Kathmandu
| December 23, 2025
In
a major development affecting thousands of Nepalese families, the United States has indefinitely paused the
Diversity Immigrant Visa (DV) program, commonly known in Nepal as the EDV or green card lottery. The
decision was announced by the Trump
administration on December 18, 2025, ordering U.S. immigration
authorities to immediately stop processing and issuing Diversity Visas until
further notice.
What Is the Diversity Visa
(DV) Program?
EDV was established under
the Immigration Act of 1990, the Diversity Visa program was
designed to promote immigration diversity by offering up to 55,000 immigrant visas annually to applicants from
countries with historically low rates of U.S. immigration. Applicants are
selected through a random lottery system,
provided they meet basic education or work-experience requirements and pass
background checks. Over the years, the program has benefited millions globally including
a significant number of applicants from South Asia, Africa, and Eastern Europe.
Why
the U.S. Took This Decision?
The
pause follows a high-profile criminal investigation in the United States
involving Claudio Manuel Neves Valente,
a Portuguese national who entered the U.S. in 2017 through the DV program and
later obtained permanent residency. Following recent shootings linked to U.S.

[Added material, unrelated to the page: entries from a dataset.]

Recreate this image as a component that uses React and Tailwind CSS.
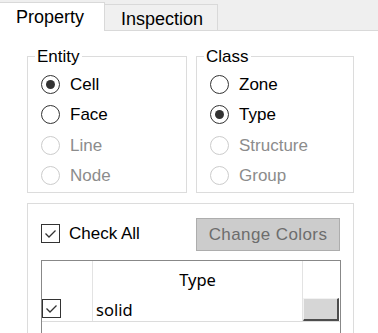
import React from "react";

function Radio({ checked, disabled, label }) {
  return (
    <div className="flex items-center h-[30.5px] pl-[13px]">
      <div
        className={
          "w-[19px] h-[19px] rounded-full border flex items-center justify-center bg-white " +
          (disabled ? "border-[#cccccc]" : "border-[#333333]")
        }
      >
        {checked && <div className="w-[9px] h-[9px] rounded-full bg-[#333333]" />}
      </div>
      <span
        className={
          "ml-[10px] text-[17px] leading-[19px] " +
          (disabled ? "text-[#8c8c8c]" : "text-black")
        }
      >
        {label}
      </span>
    </div>
  );
}

function Group({ title, width, children }) {
  return (
    <div className={"relative border border-[#dcdcdc] h-[137px] " + width}>
      <span className="absolute top-[-10px] left-[7px] px-[2px] bg-white text-[17px] leading-[19px] text-black">
        {title}
      </span>
      <div className="pt-[12px]">{children}</div>
    </div>
  );
}

function Check({ className = "" }) {
  return (
    <div className={"w-[19px] h-[19px] border border-[#333333] bg-white flex items-center justify-center " + className}>
      <svg width="15" height="15" viewBox="0 0 15 15">
        <path d="M2.5 7.5 L6 11 L12.5 4.5" fill="none" stroke="#333333" strokeWidth="1.3" />
      </svg>
    </div>
  );
}

export default function App() {
  return (
    <div
      className="w-[378px] h-[333px] overflow-hidden bg-white text-black"
      style={{ fontFamily: '"Liberation Sans", Arial, sans-serif' }}
    >
      {/* Tabs */}
      <div className="flex items-end h-[31px] bg-[#efefef]">
        <div className="w-[105px] h-[29px] bg-white border-t border-r border-[#d9d9d9] flex items-center pl-[16px] text-[18px] leading-[20px]">
          Property
        </div>
        <div className="w-[113px] h-[27px] bg-[#f0f0f0] border-t border-r border-b border-[#d9d9d9] flex items-center pl-[16px] pt-[3px] text-[18px] leading-[20px]">
          Inspection
        </div>
        <div className="flex-1 h-full border-b border-[#d9d9d9]" />
      </div>

      {/* Body */}
      <div className="pl-[27px] pt-[25px]">
        <div className="flex gap-[9px]">
          <Group title="Entity" width="w-[160px]">
            <Radio checked label="Cell" />
            <Radio label="Face" />
            <Radio disabled label="Line" />
            <Radio disabled label="Node" />
          </Group>
          <Group title="Class" width="w-[158px]">
            <Radio label="Zone" />
            <Radio checked label="Type" />
            <Radio disabled label="Structure" />
            <Radio disabled label="Group" />
          </Group>
        </div>

        <div className="mt-[10px] w-[327px] h-[140px] border border-b-0 border-[#dcdcdc] pl-[13px] pr-[13px] pt-[14px]">
          <div className="flex items-center justify-between">
            <div className="flex items-center mt-[-3px]">
              <Check />
              <span className="ml-[9px] text-[17px] leading-[19px]">Check All</span>
            </div>
            <div className="w-[144px] h-[33px] bg-[#cccccc] border border-[#adadad] flex items-center justify-center text-[17px] tracking-[0.4px] text-[#6d6d6d]">
              Change Colors
            </div>
          </div>

          <div
            className="mt-[9px] w-[300px] h-[80px] border border-b-0 border-[#888888]"
            style={{ fontFamily: '"Noto Sans", "Open Sans", sans-serif' }}
          >
            <div className="flex h-[37px]">
              <div className="w-[50px]" />
              <div className="w-[210px] border-l border-[#e3e3e3] flex items-center justify-center text-[16.5px] pt-[2px]">
                Type
              </div>
              <div className="w-[38px] border-l border-[#e3e3e3]" />
            </div>
            <div className="flex h-[24px] border-b border-[#dcdcdc]">
              <div className="w-[50px] pt-[1px]">
                <Check />
              </div>
              <div className="w-[210px] border-l border-[#e3e3e3] pl-[3px] flex items-center text-[16.5px] leading-[20px]">
                solid
              </div>
              <div className="w-[38px] border-l border-[#e3e3e3]">
                <div className="w-[36px] h-[23px] bg-[#d6d6d6] border-t border-l border-[#f2f2f2] border-r-2 border-b-2 border-r-[#4d4d4d] border-b-[#4d4d4d]" />
              </div>
            </div>
          </div>
        </div>
      </div>
    </div>
  );
}
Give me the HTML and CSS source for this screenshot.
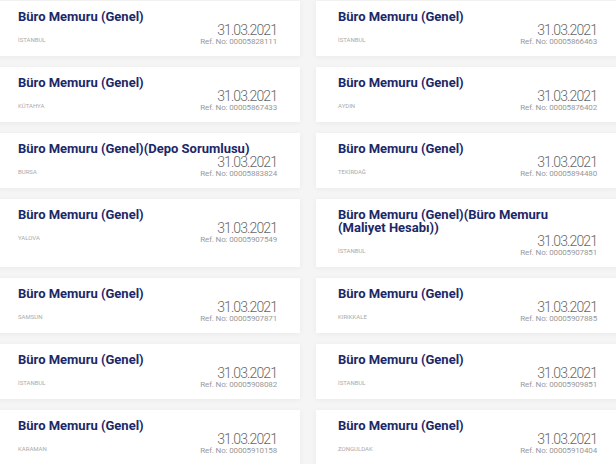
FILE: index.html
```html
<!DOCTYPE html>
<html lang="tr">
<head>
    <meta charset="UTF-8">
    <meta name="viewport" content="width=device-width, initial-scale=1.0">
    <title>İlanlar</title>
    <link rel="stylesheet" href="styles.css">
</head>
<body>
    <div class="list">
        <div class="card">
            <div class="title">Büro Memuru (Genel)</div>
            <div class="meta">
                <span class="city">İstanbul</span>
                <div class="info"><div class="date">31.03.2021</div><div class="ref">Ref. No: 00005828111</div></div>
            </div>
        </div>
        <div class="card">
            <div class="title">Büro Memuru (Genel)</div>
            <div class="meta">
                <span class="city">İstanbul</span>
                <div class="info"><div class="date">31.03.2021</div><div class="ref">Ref. No: 00005866463</div></div>
            </div>
        </div>
        <div class="card">
            <div class="title">Büro Memuru (Genel)</div>
            <div class="meta">
                <span class="city">Kütahya</span>
                <div class="info"><div class="date">31.03.2021</div><div class="ref">Ref. No: 00005867433</div></div>
            </div>
        </div>
        <div class="card">
            <div class="title">Büro Memuru (Genel)</div>
            <div class="meta">
                <span class="city">Aydın</span>
                <div class="info"><div class="date">31.03.2021</div><div class="ref">Ref. No: 00005876402</div></div>
            </div>
        </div>
        <div class="card">
            <div class="title">Büro Memuru (Genel)(Depo Sorumlusu)</div>
            <div class="meta">
                <span class="city">Bursa</span>
                <div class="info"><div class="date">31.03.2021</div><div class="ref">Ref. No: 00005883824</div></div>
            </div>
        </div>
        <div class="card">
            <div class="title">Büro Memuru (Genel)</div>
            <div class="meta">
                <span class="city">Tekirdağ</span>
                <div class="info"><div class="date">31.03.2021</div><div class="ref">Ref. No: 00005894480</div></div>
            </div>
        </div>
        <div class="card">
            <div class="title">Büro Memuru (Genel)</div>
            <div class="meta">
                <span class="city">Yalova</span>
                <div class="info"><div class="date">31.03.2021</div><div class="ref">Ref. No: 00005907549</div></div>
            </div>
        </div>
        <div class="card">
            <div class="title">Büro Memuru (Genel)(Büro Memuru<br>(Maliyet Hesabı))</div>
            <div class="meta">
                <span class="city">İstanbul</span>
                <div class="info"><div class="date">31.03.2021</div><div class="ref">Ref. No: 00005907851</div></div>
            </div>
        </div>
        <div class="card">
            <div class="title">Büro Memuru (Genel)</div>
            <div class="meta">
                <span class="city">Samsun</span>
                <div class="info"><div class="date">31.03.2021</div><div class="ref">Ref. No: 00005907871</div></div>
            </div>
        </div>
        <div class="card">
            <div class="title">Büro Memuru (Genel)</div>
            <div class="meta">
                <span class="city">Kırıkkale</span>
                <div class="info"><div class="date">31.03.2021</div><div class="ref">Ref. No: 00005907885</div></div>
            </div>
        </div>
        <div class="card">
            <div class="title">Büro Memuru (Genel)</div>
            <div class="meta">
                <span class="city">İstanbul</span>
                <div class="info"><div class="date">31.03.2021</div><div class="ref">Ref. No: 00005908082</div></div>
            </div>
        </div>
        <div class="card">
            <div class="title">Büro Memuru (Genel)</div>
            <div class="meta">
                <span class="city">İstanbul</span>
                <div class="info"><div class="date">31.03.2021</div><div class="ref">Ref. No: 00005909851</div></div>
            </div>
        </div>
        <div class="card">
            <div class="title">Büro Memuru (Genel)</div>
            <div class="meta">
                <span class="city">Karaman</span>
                <div class="info"><div class="date">31.03.2021</div><div class="ref">Ref. No: 00005910158</div></div>
            </div>
        </div>
        <div class="card">
            <div class="title">Büro Memuru (Genel)</div>
            <div class="meta">
                <span class="city">Zonguldak</span>
                <div class="info"><div class="date">31.03.2021</div><div class="ref">Ref. No: 00005910404</div></div>
            </div>
        </div>
    </div>
</body>
</html>
```

FILE: styles.css
```css
body { margin: 0; background: #f5f5f5; font-family: Roboto, "Noto Sans", sans-serif; overflow: hidden; }
.list { display: grid; grid-template-columns: 304px 304px; column-gap: 16px; row-gap: 11px; margin: 1px 0 0 -4px; }
.card { background: #fff; padding: 9px 23px 9px 22px; box-shadow: 0 1px 6px rgba(0, 0, 0, 0.05); }
.title { color: #1c2867; font-size: 13px; font-weight: 700; line-height: 13px; white-space: nowrap; }
.meta { display: flex; justify-content: space-between; align-items: flex-end; }
.city { color: #aaa; font-size: 6px; text-transform: uppercase; line-height: 10px; margin-bottom: 2px; }
.info { text-align: right; }
.date { color: #666; font-size: 14px; font-weight: 300; line-height: 14px; letter-spacing: -0.9px; }
.ref { color: #999; font-size: 8px; line-height: 10px; letter-spacing: -0.15px; }
```
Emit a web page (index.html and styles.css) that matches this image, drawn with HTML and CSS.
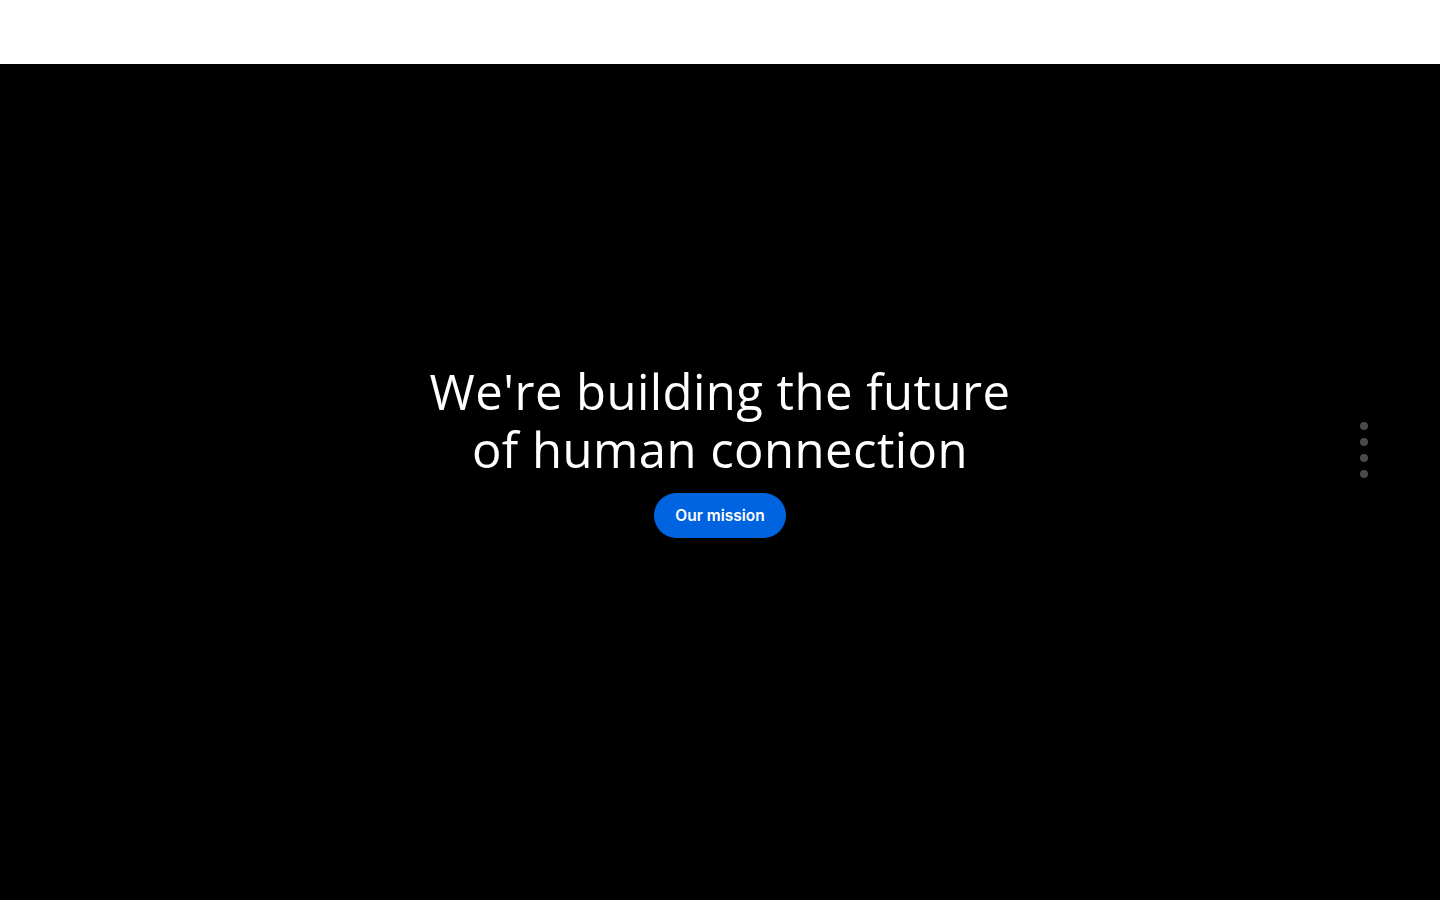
FILE: index.html
```html
<!DOCTYPE html>
<html lang="en">
<head>
<meta charset="utf-8">
<title>Meta</title>
<link rel="stylesheet" href="styles.css">
</head>
<body>
<header class="topbar"></header>
<main class="hero">
  <div class="hero-content">
    <h1 class="hero-title"><span class="line">We're building the future</span><span class="line">of human connection</span></h1>
    <a class="hero-button" href="#">Our mission</a>
  </div>
  <nav class="dots" aria-label="Slides">
    <span class="dot"></span>
    <span class="dot"></span>
    <span class="dot"></span>
    <span class="dot"></span>
  </nav>
</main>
</body>
</html>
```
FILE: styles.css
```css
html, body {
  margin: 0;
  padding: 0;
  height: 100%;
}
body {
  background: #000;
  font-family: "Open Sans", "Noto Sans", sans-serif;
  overflow: hidden;
}
.topbar {
  height: 64px;
  background: #fff;
}
.hero {
  position: relative;
  height: 836px;
  box-sizing: border-box;
  padding-bottom: 64px;
  background: #000;
  display: flex;
  align-items: center;
  justify-content: center;
}
.hero-content {
  display: flex;
  flex-direction: column;
  align-items: center;
}
.hero-title {
  margin: 0;
  color: #fff;
  font-family: "Open Sans", sans-serif;
  font-weight: 500;
  font-size: 49px;
  line-height: 58px;
  text-align: center;
  letter-spacing: 0.45px;
  display: flex;
  flex-direction: column;
  align-items: center;
}
.line {
  display: block;
  white-space: nowrap;
}
.hero-button {
  margin-top: 15px;
  display: inline-flex;
  align-items: center;
  justify-content: center;
  width: 132px;
  height: 45px;
  border-radius: 23px;
  background: #0064e0;
  color: #fff;
  font-family: "Inter", sans-serif;
  font-weight: 600;
  font-size: 15.5px;
  line-height: 1;
  text-decoration: none;
}
.dots {
  position: absolute;
  right: 72px;
  top: 50%;
  transform: translateY(calc(-50% - 32px));
  display: flex;
  flex-direction: column;
  gap: 8px;
}
.dot {
  width: 8px;
  height: 8px;
  border-radius: 50%;
  background: #4a4a4a;
}
```
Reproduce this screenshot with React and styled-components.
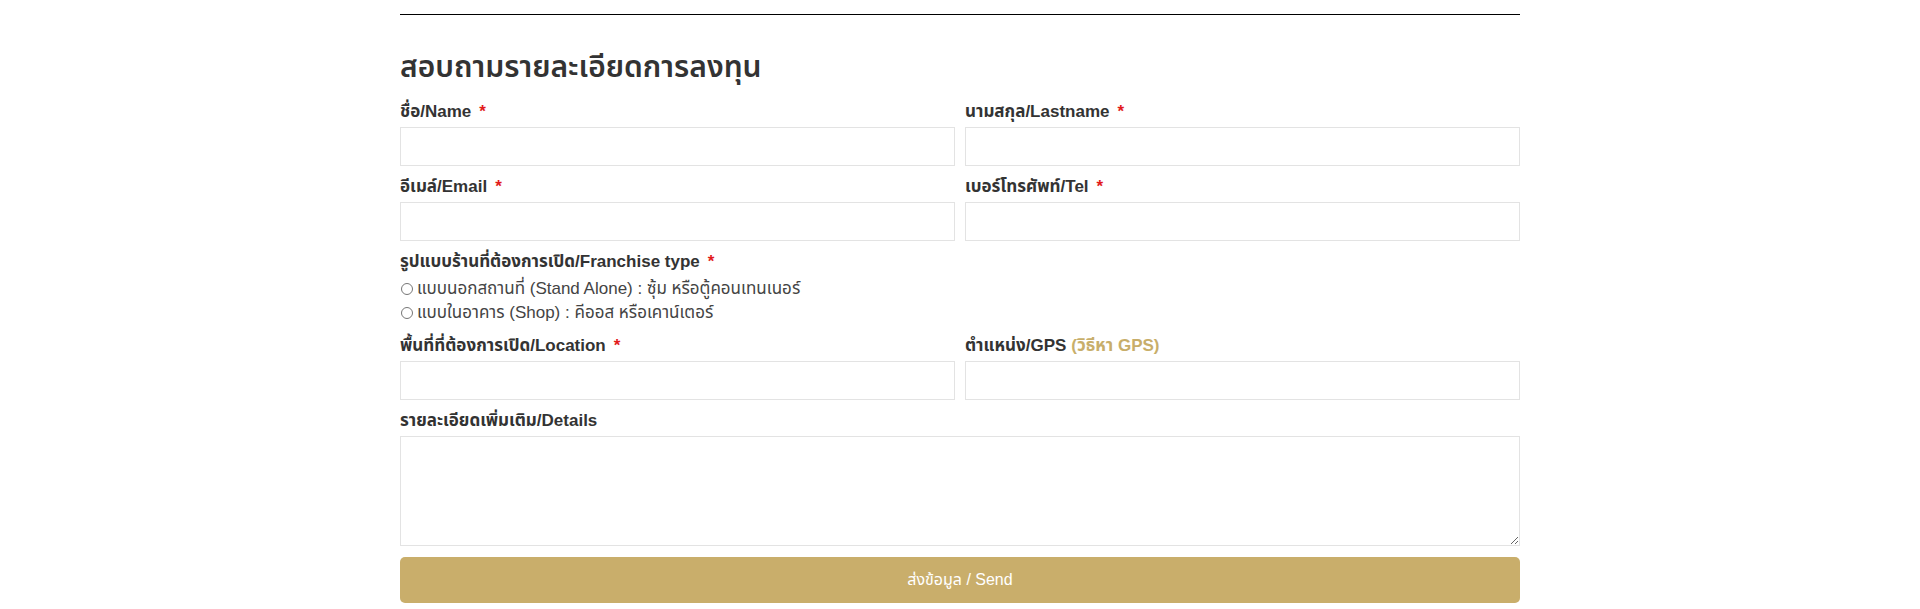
import React from "react"
import styled, { createGlobalStyle } from "styled-components"

const GlobalStyle = createGlobalStyle`
  body {
    margin: 0;
    background: #fff;
    font-family: "Liberation Sans", "Noto Sans Thai", "Noto Sans", sans-serif;
    color: #333;
  }
`

const Wrapper = styled.div`
  width: 1120px;
  margin: 0 auto;
  padding-top: 14px;
`

const Divider = styled.hr`
  margin: 0;
  border: none;
  border-top: 1px solid #000;
`

const Title = styled.h2`
  margin: 30px 0 13px;
  height: 43px;
  line-height: 43px;
  font-size: 30px;
  font-weight: 600;
  color: #333;
`

const Form = styled.form`
  display: flex;
  flex-direction: column;
  gap: 10px;
`

const Row = styled.div`
  display: grid;
  grid-template-columns: 1fr 1fr;
  column-gap: 10px;
`

const Field = styled.div`
  display: flex;
  flex-direction: column;
`

const Label = styled.label`
  height: 22px;
  line-height: 22px;
  margin-bottom: 4px;
  font-size: 17px;
  font-weight: 700;
  color: #333;
`

const Required = styled.span`
  margin-left: 8px;
  color: #e21b1b;
`

const Hint = styled.a`
  margin-left: 5px;
  color: #c8ae6a;
  text-decoration: none;
`

const Input = styled.input`
  box-sizing: border-box;
  width: 100%;
  height: 39px;
  border: 1px solid #e3e3e3;
  padding: 0 10px;
  font-size: 16px;
  outline: none;
`

const TextArea = styled.textarea`
  box-sizing: border-box;
  width: 100%;
  height: 110px;
  border: 1px solid #e3e3e3;
  padding: 8px 10px;
  font-size: 16px;
  font-family: inherit;
  outline: none;
`

const Options = styled.div`
  display: flex;
  flex-direction: column;
`

const Option = styled.label`
  display: flex;
  align-items: center;
  height: 24px;
  font-size: 17px;
  color: #444;
`

const Radio = styled.input`
  width: 12px;
  height: 12px;
  margin: 0 4px 0 1px;
  accent-color: #555;
`

const Button = styled.button`
  width: 100%;
  height: 46px;
  margin-top: 1px;
  border: none;
  border-radius: 5px;
  background: #c9ae6b;
  color: #fff;
  font-size: 16px;
  font-family: inherit;
  cursor: pointer;
`

const TextField = ({ label, required, hint }) => (
  <Field>
    <Label>
      {label}
      {required && <Required>*</Required>}
      {hint && <Hint href="#">{hint}</Hint>}
    </Label>
    <Input type="text" />
  </Field>
)

const App = () => {
  return (
    <>
      <GlobalStyle />
      <Wrapper>
        <Divider />
        <Title>สอบถามรายละเอียดการลงทุน</Title>
        <Form onSubmit={(e) => e.preventDefault()}>
          <Row>
            <TextField label="ชื่อ/Name" required />
            <TextField label="นามสกุล/Lastname" required />
          </Row>
          <Row>
            <TextField label="อีเมล์/Email" required />
            <TextField label="เบอร์โทรศัพท์/Tel" required />
          </Row>
          <Field>
            <Label>
              รูปแบบร้านที่ต้องการเปิด/Franchise type
              <Required>*</Required>
            </Label>
            <Options>
              <Option>
                <Radio type="radio" name="type" />
                แบบนอกสถานที่ (Stand Alone) : ซุ้ม หรือตู้คอนเทนเนอร์
              </Option>
              <Option>
                <Radio type="radio" name="type" />
                แบบในอาคาร (Shop) : คีออส หรือเคาน์เตอร์
              </Option>
            </Options>
          </Field>
          <Row>
            <TextField label="พื้นที่ที่ต้องการเปิด/Location" required />
            <TextField label="ตำแหน่ง/GPS" hint="(วิธีหา GPS)" />
          </Row>
          <Field>
            <Label>รายละเอียดเพิ่มเติม/Details</Label>
            <TextArea />
          </Field>
          <Button type="submit">ส่งข้อมูล / Send</Button>
        </Form>
      </Wrapper>
    </>
  )
}

export default App
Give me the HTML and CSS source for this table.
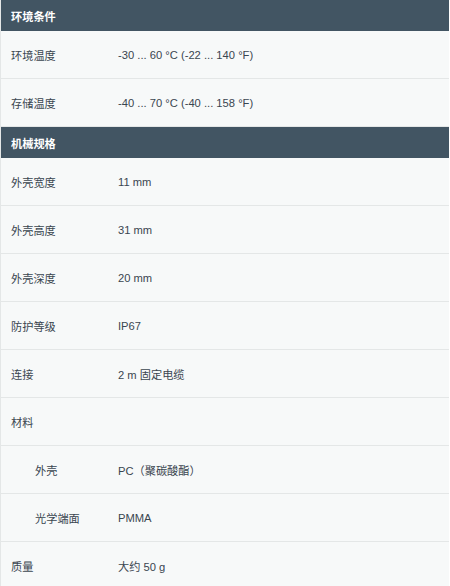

universities, the Department of
Homeland Security (DHS) stated that the case exposed potential
weaknesses in the existing vetting system. U.S. officials say the pause will
remain until enhanced background and
security screening is implemented.
What
This Means for Nepalese DV Applicants?
Nepal
is among the countries with very high
participation in the Diversity Visa lottery every year. For many
Nepalese, DV has been one of the few
affordable and legal pathways to permanent residency in the U.S. Ongoing DV cases may be delayed or frozen
because of this, future DV registrations have no confirmed opening date and
there will be no new interviews
or visa issuances until further notice. So, applicants who were planning
to apply for upcoming DV cycles are now facing serious uncertainty.
Is
the DV Program Permanently Cancelled?
No, but it is paused indefinitely. The DV program is established by U.S. law (Immigration Act of 1990) and only the U.S. Congress can permanently end it. The
current halt is an administrative
decision, not a legal termination. However, U.S. officials have clearly
signaled broader immigration reforms
which means the program could return with stricter rules, higher scrutiny, or reduced numbers.
The
U.S. government has not announced any timeline for resuming the DV program.
Further updates are expected once the security review is completed.